Tekst Karin Lassche
Foto Inge van Mill

Gezinnen die zijn uitgeprocedeerd en Nederland moeten verlaten, wonen regelmatig vele jaren op de gezinslocaties. Hoe komt dat?

In maart kwam de Inspectie van het Onderwijs met het rapport ‘Veiligheid op gezinslocaties’. Daarin staat dat veiligheid en onderwijs geen vanzelfsprekendheid zijn voor kinderen en jongeren die daar verblijven. De voorzieningen en huisregels van de locaties zijn sober en streng, want het is de bedoeling dat de gezinnen Nederland zo snel mogelijk verlaten. Maar in de praktijk verblijven ze hier vaak lang: meer dan drie jaar. Een deel van de kinderen is er zelfs geboren.

Geen gezinnen op straat

Gezinslocaties zijn centra van het Centraal Orgaan opvang asielzoekers (COA), bedoeld voor onderdak voor uitgeprocedeerde gezinnen met minderjarige kinderen. Deze locaties zijn er gekomen nadat het Gerechtshof Den Haag in 2011 oordeelde dat gezinnen met minderjarige kinderen onderdak moeten hebben zolang ze nog niet zijn vertrokken uit Nederland. Om zo een humanitaire noodsituatie te voorkomen. Daarbij maakt het niet uit of de ouders wel of niet meewerken aan vertrek. Tegenwoordig wonen er op de gezinslocaties niet alleen uitgeprocedeerde gezinnen. Door capaciteitsgebrek in de asielopvang worden vrijgekomen plaatsen ook gebruikt om gezinnen op te vangen die nog een procedure hebben lopen.

Vertrekplicht

Uitgeprocedeerde gezinnen op gezinslocaties hebben geen rechtmatig verblijf in Nederland en zijn dus verplicht te vertrekken. Op de gezinslocaties werken regievoerders van de Dienst Terugkeer en Vertrek (DT&V) hier dagelijks aan. Hierbij is de inzet van de DT&V erop gericht dat de vreemdeling zelfstandig vertrekt. Als de vreemdeling hier niet aan meewerkt, kan worden overgegaan tot gedwongen vertrek. In het kader van het vertrek, legt DT&V hen een vrijheidsbeperkende maatregel op, op grond van artikel 56 van de Vreemdelingenwet. Hierdoor mogen ze alleen in de gemeente zijn waar de gezinslocatie is. Voor kinderen wordt een uitzondering gemaakt, als dit nodig is om onderwijs te kunnen volgen. De volwassenen van de gezinnen moeten zich bovendien verplicht wekelijks melden bij de Politie (AVIM) en dagelijks bij het COA.

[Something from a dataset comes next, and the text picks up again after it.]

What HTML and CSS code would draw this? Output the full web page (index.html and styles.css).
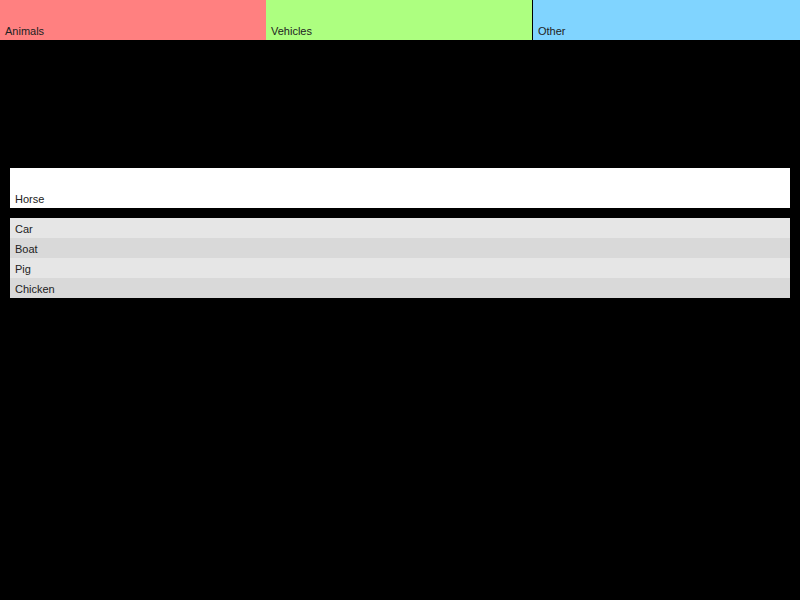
FILE: index.html
```html
<!DOCTYPE html>
<html lang="en">
<head>
    <meta charset="UTF-8">
    <meta name="viewport" content="width=device-width, initial-scale=1.0">
    <title>Sort Items</title>
    <link rel="stylesheet" href="styles.css">
</head>
<body>
    <div class="categories">
        <div class="category animals">Animals</div>
        <div class="category vehicles">Vehicles</div>
        <div class="category other">Other</div>
    </div>

    <div class="board">
        <div class="current-item">Horse</div>

        <ul class="item-list">
            <li>Car</li>
            <li>Boat</li>
            <li>Pig</li>
            <li>Chicken</li>
        </ul>
    </div>
</body>
</html>
```

FILE: styles.css
```css
* {
    margin: 0;
    padding: 0;
    box-sizing: border-box;
}

body {
    background: #000;
    font-family: 'Liberation Sans', Arial, sans-serif;
    font-size: 11px;
    color: #222;
    width: 800px;
    height: 600px;
}

.categories {
    display: flex;
    height: 40px;
}

.category {
    display: flex;
    align-items: flex-end;
    padding: 0 5px 2px;
    width: 266px;
    line-height: 13px;
}

.animals {
    background: #ff8080;
}

.vehicles {
    background: #adff80;
}

.other {
    background: #80d4ff;
    margin-left: 1px;
    flex: 1;
}

.board {
    padding: 128px 10px 0;
}

.current-item {
    background: #fff;
    height: 40px;
    display: flex;
    align-items: flex-end;
    padding: 0 5px 2px;
    line-height: 13px;
}

.item-list {
    list-style: none;
    margin-top: 10px;
}

.item-list li {
    height: 20px;
    line-height: 20px;
    padding: 1px 5px 0;
    background: #e6e6e6;
}

.item-list li:nth-child(even) {
    background: #d9d9d9;
}
```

Zelf invloed op verblijfstijd

Uitgeprocedeerde gezinnen hebben zelf veel invloed op hoelang ze op een gezinslocatie zijn. Bij vrijwillig vertrek kunnen ze reisdocumenten aanvragen en geeft hun land van herkomst die vrijwel altijd af. In de praktijk werken gezinnen dikwijls niet mee aan hun vertrek. Er zijn landen die in zo’n geval geen reisdocumenten verstrekken, met als consequentie dat gedwongen vertrek onmogelijk is. Ook nieuwe aanvragen en procedures laten de tijd dat een gezin op de locatie blijft, flink oplopen. Net als bijvoorbeeld een fout in een geboorteakte. Dit alles leidt ertoe dat gezinnen soms jarenlang op gezinslocaties wonen. In het uiterste geval tot het jongste kind van het gezin achttien jaar wordt.

Vijf gezinslocaties

In Nederland zijn op dit moment vijf gezinslocaties: in Katwijk, Amersfoort, Emmen, Burgum en Gilze en Rijen. De betrokken gemeenten moeten verplicht zorgen voor onderwijs, en zo nodig jeugdhulp, voor de kinderen die er wonen. De voorzieningen en activiteiten voor kinderen op gezinslocaties zijn vergelijkbaar met die in reguliere asielzoekerscentra. In totaal verbleven er tussen april 2022 en april 2023 tussen de 331 en 470 minderjarigen en 256 tot 348 volwassenen op gezinslocaties. Dit is inclusief degenen die nog een aanvraag of procedure hebben lopen. Ruim de helft van de kinderen is tussen de vijf en twaalf jaar oud, ruim veertig procent is jonger. De bewoners komen uit ruim zestig verschillende landen van herkomst uit de hele wereld: van Algerije tot Zuid-Afrika en van Marokko tot Rwanda.